* DATASET SECTION
################
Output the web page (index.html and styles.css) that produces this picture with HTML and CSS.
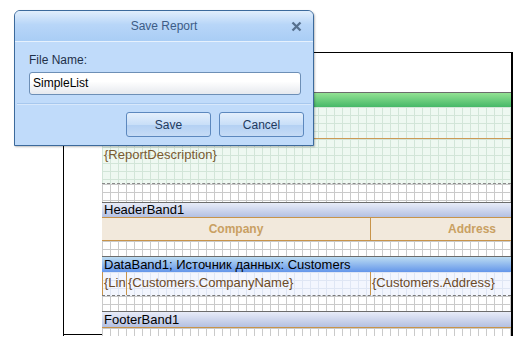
FILE: index.html
```html
<!DOCTYPE html>
<html>
<head>
  <title>Save Report</title>
  <link rel="stylesheet" href="styles.css">
</head>
<body>
  <div class="page">
    <div class="page-top"></div>
    <div class="page-body">
      <div class="page-margin"></div>
      <div class="content">
        <div class="band band-title"></div>
        <div class="title-area">
          <div class="desc-box">{ReportDescription}</div>
        </div>
        <div class="grid gap-a"></div>
        <div class="band band-header">HeaderBand1</div>
        <div class="col-header">
          <div class="col col-company">Company</div>
          <div class="col col-address">Address</div>
        </div>
        <div class="grid gap-b"></div>
        <div class="band band-data">DataBand1; Источник данных: Customers</div>
        <div class="data-row">
          <div class="cell cell-line">{Lin</div>
          <div class="cell cell-company">{Customers.CompanyName}</div>
          <div class="cell cell-address">{Customers.Address}</div>
        </div>
        <div class="grid gap-b"></div>
        <div class="band band-footer">FooterBand1</div>
        <div class="grid gap-c"></div>
      </div>
    </div>
  </div>

  <div class="dialog">
    <div class="dialog-title">
      <span>Save Report</span>
      <svg class="close" width="11" height="11" viewBox="0 0 11 11">
        <path d="M1.5 1.5 L9.5 9.5 M9.5 1.5 L1.5 9.5" stroke="#56708e" stroke-width="2.3" fill="none"/>
      </svg>
    </div>
    <div class="dialog-body">
      <label class="field-label">File Name:</label>
      <div class="field">SimpleList</div>
    </div>
    <div class="dialog-buttons">
      <button class="btn">Save</button>
      <button class="btn">Cancel</button>
    </div>
  </div>
</body>
</html>
```

FILE: styles.css
```css
body {
  margin: 0;
  width: 518px;
  height: 341px;
  overflow: hidden;
  background: #ffffff;
  font-family: "Liberation Sans", Arial, sans-serif;
  font-size: 12px;
}

.page {
  box-sizing: border-box;
  margin: 52px 0 0 63px;
  width: 450px;
  height: 284px;
  border: 1px solid #000;
  border-right-width: 2px;
  border-bottom: none;
  display: flex;
  flex-direction: column;
}

.page-top {
  height: 39px;
  flex: none;
}

.page-body {
  display: flex;
  flex: 1;
}

.page-margin {
  width: 38px;
  height: 242px;
  border-bottom: 1px solid #000;
  flex: none;
}

.content {
  flex: 1;
  display: flex;
  flex-direction: column;
  overflow: hidden;
  font-size: 13px;
}

.grid {
  background-color: #ffffff;
  background-image:
    linear-gradient(to right, #cacaca 1px, transparent 1px),
    linear-gradient(to bottom, #cacaca 1px, transparent 1px);
  background-size: 8px 8px;
  background-position: 0 0;
}

.band {
  box-sizing: border-box;
  height: 15px;
  border-top: 1px solid #6c6c6c;
  padding-left: 2px;
  line-height: 14px;
  color: #000;
  white-space: nowrap;
  flex: none;
}

.band-title {
  background: linear-gradient(to bottom, #93e293, #46b868);
}

.band-header {
  background: linear-gradient(to bottom, #e8ecf8, #b4c0e2);
}

.band-footer {
  height: 16px;
  line-height: 15px;
  background: linear-gradient(to bottom, #e8ecf8, #b4c0e2);
}

.band-data {
  height: 16px;
  line-height: 15px;
  background: linear-gradient(to bottom, #bcdcf2, #6496ea);
}

.title-area {
  box-sizing: border-box;
  height: 77px;
  padding-top: 31px;
  border-bottom: 1px dashed #8a8a8a;
  background-color: #eef8f1;
  background-image:
    linear-gradient(to right, #d2e5d8 1px, transparent 1px),
    linear-gradient(to bottom, #d2e5d8 1px, transparent 1px);
  background-size: 8px 8px;
  flex: none;
}

.desc-box {
  border-top: 1px solid #cc9a55;
  padding: 9px 2px 0;
  color: #7a5a30;
  line-height: 14px;
}

.gap-a {
  height: 18px;
  flex: none;
}

.gap-b {
  height: 15px;
  flex: none;
}

.gap-c {
  flex: 1;
  border-top: 1px solid #c8944a;
}

.col-header {
  box-sizing: border-box;
  height: 24px;
  display: flex;
  background: #f2e9dc;
  border-top: 1px solid #c8944a;
  border-bottom: 1px solid #c8944a;
  flex: none;
}

.col {
  font-size: 12px;
  font-weight: bold;
  color: #c9a062;
  line-height: 22px;
}

.col-company {
  box-sizing: border-box;
  width: 269px;
  text-align: center;
  border-right: 1px solid #c8944a;
}

.col-address {
  flex: 1;
  padding-left: 77px;
  white-space: nowrap;
}

.data-row {
  box-sizing: border-box;
  height: 24px;
  display: flex;
  border-bottom: 1px dashed #7a7a7a;
  background-color: #f3f6fe;
  background-image:
    linear-gradient(to right, #dfe6f4 1px, transparent 1px),
    linear-gradient(to bottom, #dfe6f4 1px, transparent 1px);
  background-size: 8px 8px;
  flex: none;
}

.cell {
  box-sizing: border-box;
  color: #6b4a26;
  line-height: 22px;
  white-space: nowrap;
  overflow: hidden;
  padding-left: 1px;
}

.cell-line {
  width: 25px;
  border-left: 1px solid #c8944a;
  border-right: 1px solid #c8944a;
}

.cell-company {
  width: 244px;
  border-right: 1px solid #c8944a;
}

.cell-address {
  flex: 1;
}

/* dialog */
.dialog {
  position: absolute;
  left: 14px;
  top: 10px;
  width: 300px;
  box-sizing: border-box;
  border: 1px solid #3c6a9c;
  border-radius: 6px 6px 0 0;
  background: #c0dbfa;
  box-shadow: 1px 1px 2px rgba(0, 0, 0, 0.25);
}

.dialog-title {
  height: 30px;
  display: flex;
  align-items: center;
  justify-content: center;
  position: relative;
  color: #3d5c86;
  font-size: 12px;
  border-radius: 5px 5px 0 0;
  background: linear-gradient(to bottom, #e1eefc, #b8d6f8 45%, #a9cdf5);
  border-bottom: 1px solid #e6f1fd;
}

.close {
  position: absolute;
  right: 11px;
  top: 10px;
}

.dialog-body {
  margin: 0 2px;
  padding: 11px 12px 8px;
  border-bottom: 1px solid #a7c8ee;
  box-shadow: 0 1px 0 #d8e8fb;
}

.field-label {
  display: block;
  color: #1f3048;
  line-height: 15px;
  margin-bottom: 4px;
}

.field {
  box-sizing: border-box;
  height: 23px;
  width: 272px;
  padding: 0 3px;
  line-height: 21px;
  color: #000;
  border: 1px solid #6d8fb6;
  border-radius: 3px;
  background: linear-gradient(to bottom, #ffffff, #ffffff 40%, #e6e9ee);
}

.dialog-buttons {
  display: flex;
  justify-content: flex-end;
  gap: 8px;
  padding: 8px 9px 8px;
}

.btn {
  width: 85px;
  height: 25px;
  font-family: "Liberation Sans", Arial, sans-serif;
  font-size: 12px;
  color: #1e3a5e;
  border: 1px solid #5c88be;
  border-radius: 3px;
  background: linear-gradient(to bottom, #e4effc, #c9dff8 50%, #b3d0f3 51%, #c6dcf6);
  padding: 0;
}
```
################
* YOUR INSTRUCTIONS
Output the data exactly. Pictures don't belong in the result.

* CORRECT OUTPUT
Output the web page (index.html and styles.css) that produces this picture with HTML and CSS.
FILE: index.html
```html
<!DOCTYPE html>
<html>
<head>
  <title>Save Report</title>
  <link rel="stylesheet" href="styles.css">
</head>
<body>
  <div class="page">
    <div class="page-top"></div>
    <div class="page-body">
      <div class="page-margin"></div>
      <div class="content">
        <div class="band band-title"></div>
        <div class="title-area">
          <div class="desc-box">{ReportDescription}</div>
        </div>
        <div class="grid gap-a"></div>
        <div class="band band-header">HeaderBand1</div>
        <div class="col-header">
          <div class="col col-company">Company</div>
          <div class="col col-address">Address</div>
        </div>
        <div class="grid gap-b"></div>
        <div class="band band-data">DataBand1; Источник данных: Customers</div>
        <div class="data-row">
          <div class="cell cell-line">{Lin</div>
          <div class="cell cell-company">{Customers.CompanyName}</div>
          <div class="cell cell-address">{Customers.Address}</div>
        </div>
        <div class="grid gap-b"></div>
        <div class="band band-footer">FooterBand1</div>
        <div class="grid gap-c"></div>
      </div>
    </div>
  </div>

  <div class="dialog">
    <div class="dialog-title">
      <span>Save Report</span>
      <svg class="close" width="11" height="11" viewBox="0 0 11 11">
        <path d="M1.5 1.5 L9.5 9.5 M9.5 1.5 L1.5 9.5" stroke="#56708e" stroke-width="2.3" fill="none"/>
      </svg>
    </div>
    <div class="dialog-body">
      <label class="field-label">File Name:</label>
      <div class="field">SimpleList</div>
    </div>
    <div class="dialog-buttons">
      <button class="btn">Save</button>
      <button class="btn">Cancel</button>
    </div>
  </div>
</body>
</html>
```

FILE: styles.css
```css
body {
  margin: 0;
  width: 518px;
  height: 341px;
  overflow: hidden;
  background: #ffffff;
  font-family: "Liberation Sans", Arial, sans-serif;
  font-size: 12px;
}

.page {
  box-sizing: border-box;
  margin: 52px 0 0 63px;
  width: 450px;
  height: 284px;
  border: 1px solid #000;
  border-right-width: 2px;
  border-bottom: none;
  display: flex;
  flex-direction: column;
}

.page-top {
  height: 39px;
  flex: none;
}

.page-body {
  display: flex;
  flex: 1;
}

.page-margin {
  width: 38px;
  height: 242px;
  border-bottom: 1px solid #000;
  flex: none;
}

.content {
  flex: 1;
  display: flex;
  flex-direction: column;
  overflow: hidden;
  font-size: 13px;
}

.grid {
  background-color: #ffffff;
  background-image:
    linear-gradient(to right, #cacaca 1px, transparent 1px),
    linear-gradient(to bottom, #cacaca 1px, transparent 1px);
  background-size: 8px 8px;
  background-position: 0 0;
}

.band {
  box-sizing: border-box;
  height: 15px;
  border-top: 1px solid #6c6c6c;
  padding-left: 2px;
  line-height: 14px;
  color: #000;
  white-space: nowrap;
  flex: none;
}

.band-title {
  background: linear-gradient(to bottom, #93e293, #46b868);
}

.band-header {
  background: linear-gradient(to bottom, #e8ecf8, #b4c0e2);
}

.band-footer {
  height: 16px;
  line-height: 15px;
  background: linear-gradient(to bottom, #e8ecf8, #b4c0e2);
}

.band-data {
  height: 16px;
  line-height: 15px;
  background: linear-gradient(to bottom, #bcdcf2, #6496ea);
}

.title-area {
  box-sizing: border-box;
  height: 77px;
  padding-top: 31px;
  border-bottom: 1px dashed #8a8a8a;
  background-color: #eef8f1;
  background-image:
    linear-gradient(to right, #d2e5d8 1px, transparent 1px),
    linear-gradient(to bottom, #d2e5d8 1px, transparent 1px);
  background-size: 8px 8px;
  flex: none;
}

.desc-box {
  border-top: 1px solid #cc9a55;
  padding: 9px 2px 0;
  color: #7a5a30;
  line-height: 14px;
}

.gap-a {
  height: 18px;
  flex: none;
}

.gap-b {
  height: 15px;
  flex: none;
}

.gap-c {
  flex: 1;
  border-top: 1px solid #c8944a;
}

.col-header {
  box-sizing: border-box;
  height: 24px;
  display: flex;
  background: #f2e9dc;
  border-top: 1px solid #c8944a;
  border-bottom: 1px solid #c8944a;
  flex: none;
}

.col {
  font-size: 12px;
  font-weight: bold;
  color: #c9a062;
  line-height: 22px;
}

.col-company {
  box-sizing: border-box;
  width: 269px;
  text-align: center;
  border-right: 1px solid #c8944a;
}

.col-address {
  flex: 1;
  padding-left: 77px;
  white-space: nowrap;
}

.data-row {
  box-sizing: border-box;
  height: 24px;
  display: flex;
  border-bottom: 1px dashed #7a7a7a;
  background-color: #f3f6fe;
  background-image:
    linear-gradient(to right, #dfe6f4 1px, transparent 1px),
    linear-gradient(to bottom, #dfe6f4 1px, transparent 1px);
  background-size: 8px 8px;
  flex: none;
}

.cell {
  box-sizing: border-box;
  color: #6b4a26;
  line-height: 22px;
  white-space: nowrap;
  overflow: hidden;
  padding-left: 1px;
}

.cell-line {
  width: 25px;
  border-left: 1px solid #c8944a;
  border-right: 1px solid #c8944a;
}

.cell-company {
  width: 244px;
  border-right: 1px solid #c8944a;
}

.cell-address {
  flex: 1;
}

/* dialog */
.dialog {
  position: absolute;
  left: 14px;
  top: 10px;
  width: 300px;
  box-sizing: border-box;
  border: 1px solid #3c6a9c;
  border-radius: 6px 6px 0 0;
  background: #c0dbfa;
  box-shadow: 1px 1px 2px rgba(0, 0, 0, 0.25);
}

.dialog-title {
  height: 30px;
  display: flex;
  align-items: center;
  justify-content: center;
  position: relative;
  color: #3d5c86;
  font-size: 12px;
  border-radius: 5px 5px 0 0;
  background: linear-gradient(to bottom, #e1eefc, #b8d6f8 45%, #a9cdf5);
  border-bottom: 1px solid #e6f1fd;
}

.close {
  position: absolute;
  right: 11px;
  top: 10px;
}

.dialog-body {
  margin: 0 2px;
  padding: 11px 12px 8px;
  border-bottom: 1px solid #a7c8ee;
  box-shadow: 0 1px 0 #d8e8fb;
}

.field-label {
  display: block;
  color: #1f3048;
  line-height: 15px;
  margin-bottom: 4px;
}

.field {
  box-sizing: border-box;
  height: 23px;
  width: 272px;
  padding: 0 3px;
  line-height: 21px;
  color: #000;
  border: 1px solid #6d8fb6;
  border-radius: 3px;
  background: linear-gradient(to bottom, #ffffff, #ffffff 40%, #e6e9ee);
}

.dialog-buttons {
  display: flex;
  justify-content: flex-end;
  gap: 8px;
  padding: 8px 9px 8px;
}

.btn {
  width: 85px;
  height: 25px;
  font-family: "Liberation Sans", Arial, sans-serif;
  font-size: 12px;
  color: #1e3a5e;
  border: 1px solid #5c88be;
  border-radius: 3px;
  background: linear-gradient(to bottom, #e4effc, #c9dff8 50%, #b3d0f3 51%, #c6dcf6);
  padding: 0;
}
```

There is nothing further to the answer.